The “point-to-multipoint” network will utilise Comsol’s extensive spectrum assignment at 28GHz — it owns more than 30% of the high-frequency band. Stevenson declined to comment in detail on Comsol’s strategic plans, including its likely future funding model, but said it intends offering services to both businesses and retail consumers, with the technology serving as a replacement to fiber.

The trial is aimed at delivering a wireless solution that rivals “FTTx” offerings, including fiber to the business and fiber to the home, by early next year. This will be achieved by using the “pre-5G” proprietary standard from Verizon’s 5G Technical Forum for fixed-wireless deployments in the 28GHz and 39GHz bands. The proprietary standard will ultimately be converted into the 3GPP 5G New Radio specification once they have been confirmed by ITU-R WP 5D (not before August 2019!)
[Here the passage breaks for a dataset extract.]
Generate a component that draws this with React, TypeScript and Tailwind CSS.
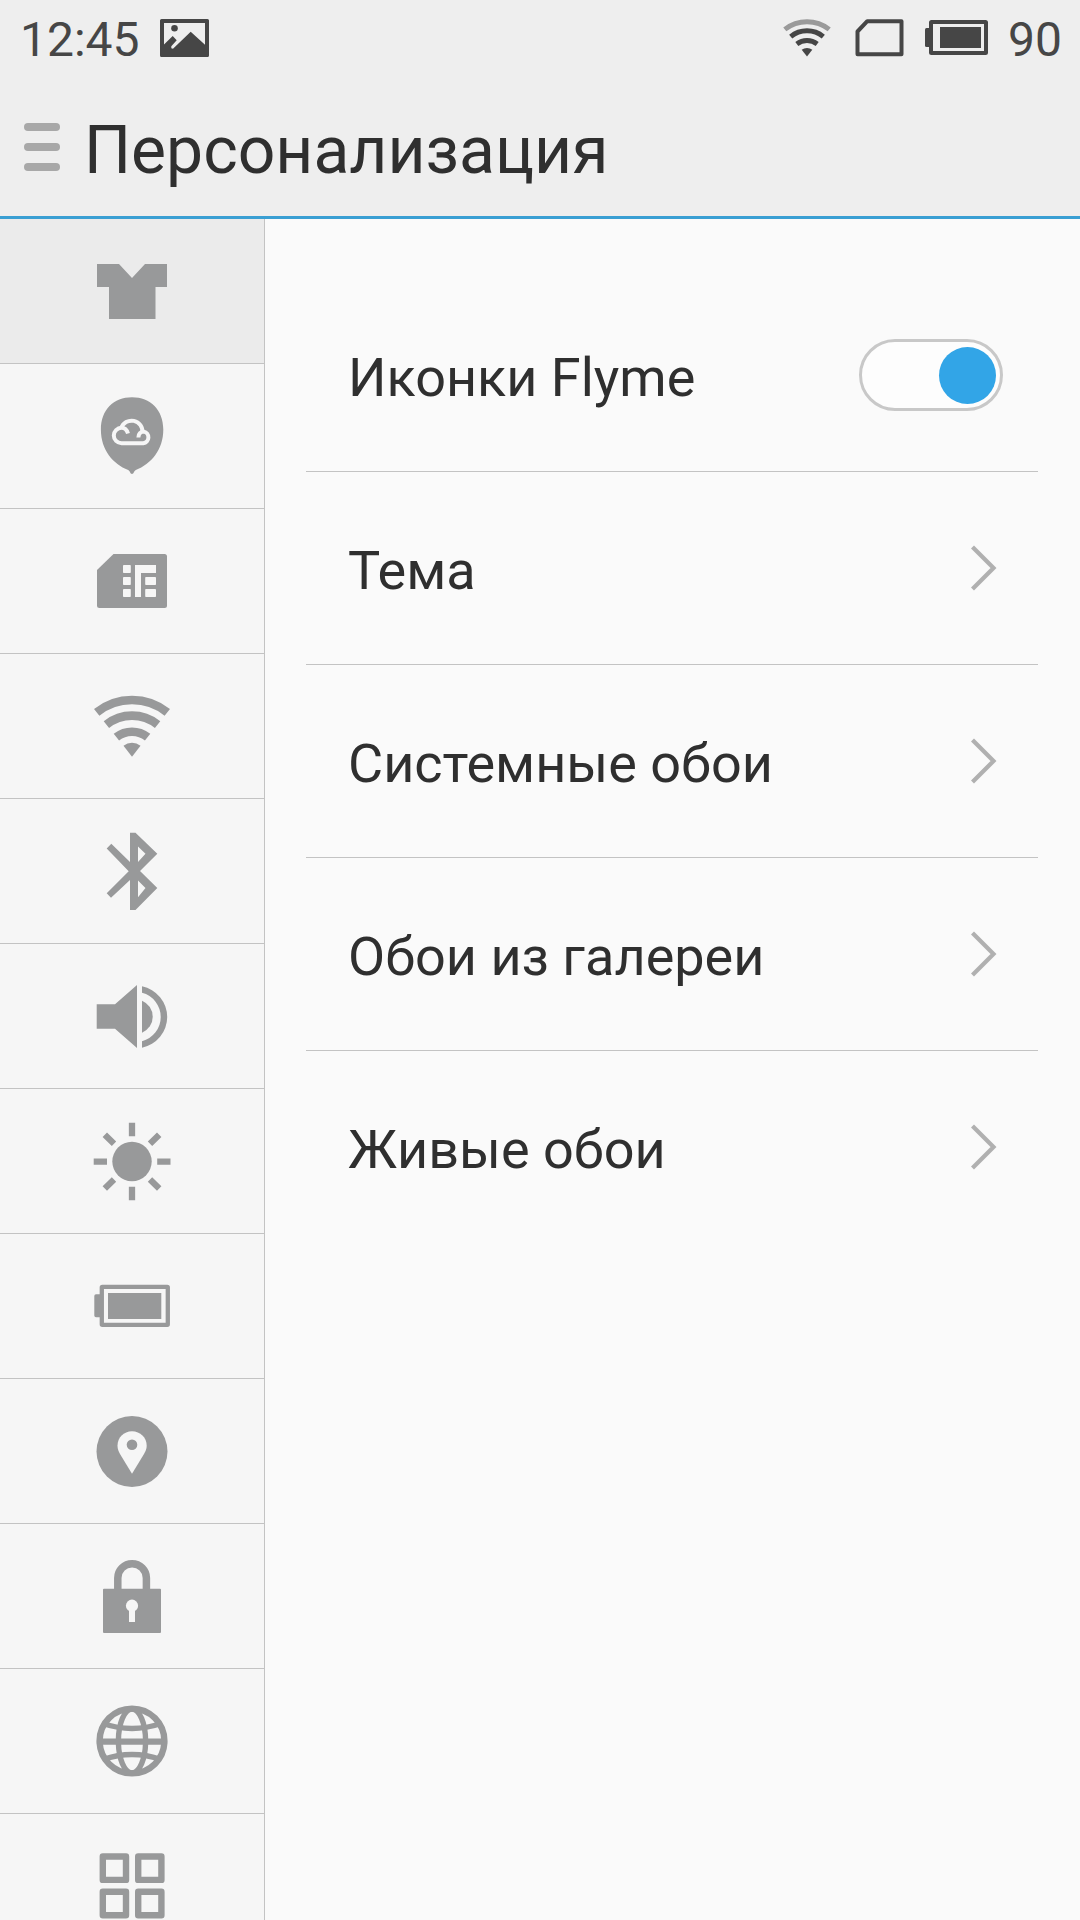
import { useState } from "react";
import type { ReactNode } from "react";

const sections: { id: string; label: string; icon: ReactNode }[] = [
  {
    id: "theme",
    label: "Персонализация",
    icon: <path d="M5 13H27L40 27L53 13H75V36H63.5V68H17V36H5Z" />,
  },
  {
    id: "account",
    label: "Аккаунт Flyme",
    icon: (
      <>
        <path d="M40 1.3C58.5 1.3 71.3 14 71.3 33.5C71.3 54 59 68 43.8 74C42 74.8 41.8 78 40 78C38.2 78 38 74.8 36.2 74C21 68 8.9 54 8.9 33.5C8.9 14 21.5 1.3 40 1.3Z" />
        <g fill="none" stroke="#f6f6f6" strokeWidth="4">
          <path d="M36 37.5C34.8 33.5 32.3 31.8 29.5 31.8A7.5 7.5 0 0 0 29.5 47.2H51.3A5.9 5.9 0 0 0 51.8 35.6C48.6 35.8 46.6 38 46.4 41.5" />
          <path d="M29.2 32.2A10.9 10.9 0 0 1 50.4 36.8" />
        </g>
      </>
    ),
  },
  {
    id: "sim",
    label: "SIM-карта",
    icon: (
      <>
        <path d="M21.5 13H72.5A2.5 2.5 0 0 1 75 15.5V64.5A2.5 2.5 0 0 1 72.5 67H7.5A2.5 2.5 0 0 1 5 64.5V29Z" />
        <g fill="#f6f6f6">
          <rect x="31" y="24" width="7.8" height="8" rx="0.8" />
          <rect x="31" y="36" width="7.8" height="8" rx="0.8" />
          <rect x="31" y="48" width="7.8" height="8" rx="0.8" />
          <path d="M43 24H64V32H49V56H43Z" />
          <rect x="53.2" y="36" width="10.8" height="8" rx="0.8" />
          <rect x="53.2" y="48" width="10.8" height="8" rx="0.8" />
        </g>
      </>
    ),
  },
  {
    id: "wifi",
    label: "Wi-Fi",
    icon: (
      <>
        <g fill="none" stroke="currentColor" strokeWidth="8.6">
          <path d="M4.7 26.4A56.6 56.6 0 0 1 75.3 26.4" />
          <path d="M14.4 38.6A41 41 0 0 1 65.6 38.6" />
          <path d="M24.4 51.2A25 25 0 0 1 55.6 51.2" />
        </g>
        <path d="M40 70.7L31.5 59.7A14 14 0 0 1 48.5 59.7Z" />
      </>
    ),
  },
  {
    id: "bluetooth",
    label: "Bluetooth",
    icon: (
      <path
        fillRule="evenodd"
        d="M38 1.7H43.5L65.3 22.7L48 40L65.3 57L43.5 79H38V49L19 66.7L14.7 62.3L36.7 40.3L14.7 17.5L19.3 12.7L38 31ZM46 15.5V31L53.5 22.7ZM46 49.5V66.3L53.5 57Z"
      />
    ),
  },
  {
    id: "sound",
    label: "Звук",
    icon: (
      <>
        <path d="M4.7 28.3H23L45 9V72L23 52.7H4.7Z" />
        <path d="M50 24.7A17.3 17.3 0 0 1 50 56.7Z" />
        <path d="M50 10.3A31.3 31.3 0 0 1 50 71.7V65.2A25 25 0 0 0 50 16.8Z" />
      </>
    ),
  },
  {
    id: "display",
    label: "Экран",
    icon: (
      <>
        <circle cx="40" cy="40.5" r="19.7" />
        <path
          fill="none"
          stroke="currentColor"
          strokeWidth="6.3"
          d="M40 1.7V15.3M40 65.7V79.3M1.7 40.7H15M65.2 40.7H78.5M12.8 13.7L22 22.7M67.2 13.7L58 22.7M12.8 67.5L22 58.5M67.2 67.5L58 58.5"
        />
      </>
    ),
  },
  {
    id: "battery",
    label: "Батарея",
    icon: (
      <>
        <rect
          x="9.8"
          y="20.8"
          width="66"
          height="38"
          rx="0.5"
          fill="none"
          stroke="currentColor"
          strokeWidth="4.3"
        />
        <rect x="16" y="27" width="53.3" height="26" />
        <path d="M8 28.3H4A1.7 1.7 0 0 0 2.3 30V49.6A1.7 1.7 0 0 0 4 51.3H8Z" />
      </>
    ),
  },
  {
    id: "location",
    label: "Местоположение",
    icon: (
      <>
        <circle cx="40" cy="40.5" r="35.5" />
        <path
          fill="#f6f6f6"
          d="M40 20.3C48.3 20.3 54.7 26.7 54.7 34.8C54.7 38 53.5 40.5 52 43L40 62.7L28 43C26.5 40.5 25.5 38 25.5 34.8C25.5 26.7 31.7 20.3 40 20.3Z"
        />
        <circle cx="40" cy="33.7" r="5.3" />
      </>
    ),
  },
  {
    id: "security",
    label: "Безопасность",
    icon: (
      <>
        <rect x="11" y="32.7" width="58" height="44.3" rx="1" />
        <path
          fill="none"
          stroke="currentColor"
          strokeWidth="7.5"
          d="M25.8 34V22A14.3 14.3 0 0 1 54.4 22V34"
        />
        <circle cx="40" cy="49.7" r="6.1" fill="#f6f6f6" />
        <rect x="37" y="52" width="6" height="14" fill="#f6f6f6" />
      </>
    ),
  },
  {
    id: "language",
    label: "Язык и ввод",
    icon: (
      <g fill="none" stroke="currentColor" strokeWidth="5.4">
        <circle cx="40" cy="40" r="32.4" strokeWidth="6.4" />
        <ellipse cx="40" cy="40" rx="13.6" ry="32" />
        <path d="M8 40.7H72" strokeWidth="6.2" />
        <path d="M11 22.5Q40 32.5 69 22.5M11 58.5Q40 48.5 69 58.5" />
      </g>
    ),
  },
  {
    id: "apps",
    label: "Приложения",
    icon: (
      <g fill="none" stroke="currentColor" strokeWidth="6.4" strokeLinejoin="round">
        <rect x="10.8" y="10.5" width="23.2" height="23.4" />
        <rect x="46.2" y="10.5" width="23.2" height="23.4" />
        <rect x="10.8" y="45.8" width="23.2" height="23.4" />
        <rect x="46.2" y="45.8" width="23.2" height="23.4" />
      </g>
    ),
  },
];

const links = ["Тема", "Системные обои", "Обои из галереи", "Живые обои"];

function StatusBar() {
  return (
    <div className="flex h-[76px] items-center justify-between pr-[18px] pl-5 text-5xl text-[#464646]">
      <div className="flex items-center gap-5">
        <span className="pt-[3px]">12:45</span>
        <svg viewBox="0 0 49 38" className="h-[38px] w-[49px]" fill="currentColor" aria-hidden="true">
          <path
            fillRule="evenodd"
            d="M1.5 0H47.5A1.5 1.5 0 0 1 49 1.5V36.5A1.5 1.5 0 0 1 47.5 38H1.5A1.5 1.5 0 0 1 0 36.5V1.5A1.5 1.5 0 0 1 1.5 0ZM4 4V25.5L12.7 17L16.7 21.3L11.3 27.3V29.2L13 29.7L30.7 12.7L45 25.7V4Z"
          />
          <circle cx="14.5" cy="9.3" r="3.3" />
        </svg>
      </div>
      <div className="flex items-center">
        <svg viewBox="0 0 48 38" className="mr-6 h-[38px] w-12" fill="none" stroke="currentColor" strokeWidth="5" aria-hidden="true">
          <path stroke="#9a9a9a" d="M1.8 10.4A36 36 0 0 1 46.2 10.4" />
          <path d="M7.7 17.6A26 26 0 0 1 40.3 17.6" />
          <path d="M13.8 25A17 17 0 0 1 34.2 25" />
          <path d="M24 37.5L18.7 30.8A8.5 8.5 0 0 1 29.3 30.8Z" fill="currentColor" stroke="none" />
        </svg>
        <svg viewBox="0 0 49 38" className="mr-[21px] h-[38px] w-[49px]" fill="none" stroke="currentColor" strokeWidth="4" aria-hidden="true">
          <path strokeLinejoin="round" d="M12.3 2.2H46.5V35.2H2.5V12.5Z" />
        </svg>
        <svg viewBox="0 0 63 36" className="mr-5 h-9 w-[63px]" fill="currentColor" aria-hidden="true">
          <rect x="6" y="2" width="55" height="31" rx="0.5" fill="none" stroke="currentColor" strokeWidth="4" />
          <rect x="15" y="7" width="41" height="21" />
          <path d="M4.5 8H1.5A1.5 1.5 0 0 0 0 9.5V25.5A1.5 1.5 0 0 0 1.5 27H4.5Z" />
        </svg>
        <span className="pt-[3px]">90</span>
      </div>
    </div>
  );
}

export default function App() {
  const [active, setActive] = useState("theme");
  const [flymeIcons, setFlymeIcons] = useState(true);

  return (
    <div className="flex h-screen flex-col overflow-hidden bg-[#fafafa] font-['Roboto',sans-serif] text-[#2f2f2f]">
      <header className="shrink-0 border-b-[3px] border-[#3a9fd3] bg-[#eee]">
        <StatusBar />
        <div className="flex h-[140px] items-center gap-6 px-6 pt-0.5">
          <button type="button" aria-label="Меню" className="flex w-9 flex-col gap-3">
            <span className="h-2 w-full rounded-full bg-[#a8a8a8]" />
            <span className="h-2 w-full rounded-full bg-[#a8a8a8]" />
            <span className="h-2 w-full rounded-full bg-[#a8a8a8]" />
          </button>
          <h1 className="pt-2 text-[66px] leading-none">Персонализация</h1>
        </div>
      </header>

      <div className="flex min-h-0 flex-1">
        {/* Section rail */}
        <nav className="w-[265px] shrink-0 overflow-y-auto border-r border-[#c3c3c3] bg-[#f6f6f6] [scrollbar-width:none]">
          {sections.map((section) => (
            <button
              key={section.id}
              type="button"
              aria-label={section.label}
              onClick={() => setActive(section.id)}
              className={`flex h-[145px] w-full items-center justify-center border-b border-[#c3c3c3] text-[#98999a] ${
                active === section.id ? "bg-[#ebebeb]" : ""
              }`}
            >
              <svg viewBox="0 0 80 80" className="size-20" fill="currentColor" aria-hidden="true">
                {section.icon}
              </svg>
            </button>
          ))}
        </nav>

        {/* Options */}
        <main className="flex-1 pt-[60px] pr-[42px] pl-[41px] text-[54px] leading-none">
          <label className="flex h-[193px] items-center justify-between border-b border-[#c3c3c3] pr-[35px] pl-[42px]">
            <span className="pt-1.5">Иконки Flyme</span>
            <input
              type="checkbox"
              role="switch"
              checked={flymeIcons}
              onChange={(e) => setFlymeIcons(e.target.checked)}
              className="flex h-[72px] w-36 appearance-none items-center rounded-full border-[3px] border-[#c8c8c8] bg-[#fdfdfd] px-1 before:size-[57px] before:rounded-full before:bg-[#bdbdbd] checked:justify-end checked:before:bg-[#32a5e7]"
            />
          </label>
          {links.map((link) => (
            <a
              key={link}
              href="#"
              className="flex h-[193px] items-center justify-between border-b border-[#c3c3c3] pr-10 pl-[42px] last:border-transparent"
            >
              <span className="pt-1.5">{link}</span>
              <svg viewBox="0 0 28 48" className="h-12 w-7" fill="none" stroke="#b0b0b0" strokeWidth="4.2" aria-hidden="true">
                <path d="M2.5 3L23.5 24L2.5 45" />
              </svg>
            </a>
          ))}
        </main>
      </div>
    </div>
  );
}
Stevenson said 5G fixed-wireless access has the potential to connect millions of South Africans with high-speed connectivity that would never be possible with fiber solutions, which, he said, require significant investment in physical infrastructure.

“Verizon has made significant investments in spectrum and technology and established a number of strategic collaborations to launch fixed-wireless 5G services in between three and five US cities by the end of this year.”

Sung Yoon, president and CEO of Samsung Electronics Africa, said in a statement about the collaboration between the companies that there is “so much opportunity in the region due to the diversity of markets and services already in place here, and we think South Africa is a prime candidate to show off the benefits that 5G can bring to consumers here.”

“While this agreement initially focuses on 5G fixed-wireless access, over time this will evolve into consumer offerings, similar to the way that we use 4G services today,” Stephenson said.

Reference:

https://www.techcentral.co.za/verizon-samsung-back-new-5g-network-in-sa/81229/

 

 

3 thoughts on “Verizon talks up OTT video over “5G” fixed access; will participate in “5G” trial in South Africa

  1. Verizon’s latest video about its deployment of millimeter wave fixed wireless access 5G demonstates Verizon’s intentions with its 5G network: taking on cable.

    Nobody actually says it in the video, but the service is clearly nearly ready to be offered as an alternative to competitor’s cable. Verizon shows off the 28GHz system serving gigabit — or near gigabit — speeds to apartment buildings, through windows and walls. (See Verizon’s Fixed 5G: Are You Ready for the Wireless Gig Rush?)

    Verizon uses a window or roof-mounted 28GHz antenna to grab the 5G signal, which is distributed via WiFi from a home router indoors. This is why the video briefly references walls, glass and folliage; Verizon wants to illustrate that ongoing concerns about 5G’s in-building penetration are not really a issue.

    Verizon intends to deploy the fixed wireless 5G in up to five markets by the end of 2018. Los Angeles and Sacramento, Calif., are the only named markets so far. Exactly where it will be deployed in each market and what Verizon will charge isn’t known yet. (See 5G in the USA: A Post-BCE Update.)

    If the 5G offering takes off, however, expect the company to start to really put the pedal to the metal in 2019.

    — Dan Jones, Mobile Editor, Light Reading
    https://www.lightreading.com/mobile/5g/verizons-fixed-5g-a-cable-alternative-is-coming!/d/d-id/743405?

  2. Mixed Messages on Fixed 5G
    AT&T also highlighted fixed 5G service in South Bend, which is one of their four trial markets for fixed 5G service. In a company blog post, the carrier says residents in the fixed 5G trial are getting home broadband speeds of near 1 Gbps with latency rates of less than 20 milliseconds. Additional fixed 5G trial markets include Waco, Tex; Kalamazoo, Mich.; and Austin, Tex.

    AT&T is continuing these fixed 5G trials, but the company is not exactly openly embracing the concept of fixed 5G. At an investor conference last month, AT&T Senior EVP and CFO John Stephens didn’t exactly endorse fixed 5G as a viable option. Rather, he suggested AT&T may not be that interested in the technology.

    Speaking specifically about fixed 5G, Stephens said “In a general residential broadband solution, the economics for us don’t seem to work.” He pointed to the fiber investment needed for fixed 5G backhaul as a real hurdle to an acceptable fixed 5G business case.

    Perhaps AT&T is looking for some middle ground on this. Markets where they are already investing in fiber broadband may alleviate these cost concerns allowing them to layer fixed 5G access on those fiber networks. Such an approach could extend the reach of a ‘fiber broadband like’ experience in these markets to additional homes and businesses, without having to bring fiber all the way to every premises.

    Verizon on the other hand, appears to be taking a somewhat opposite and more aggressive fixed 5G approach. Verizon says they intend to offer fixed 5G to a market of about 30 million homes, most of which are outside of their incumbent Fios FTTP markets.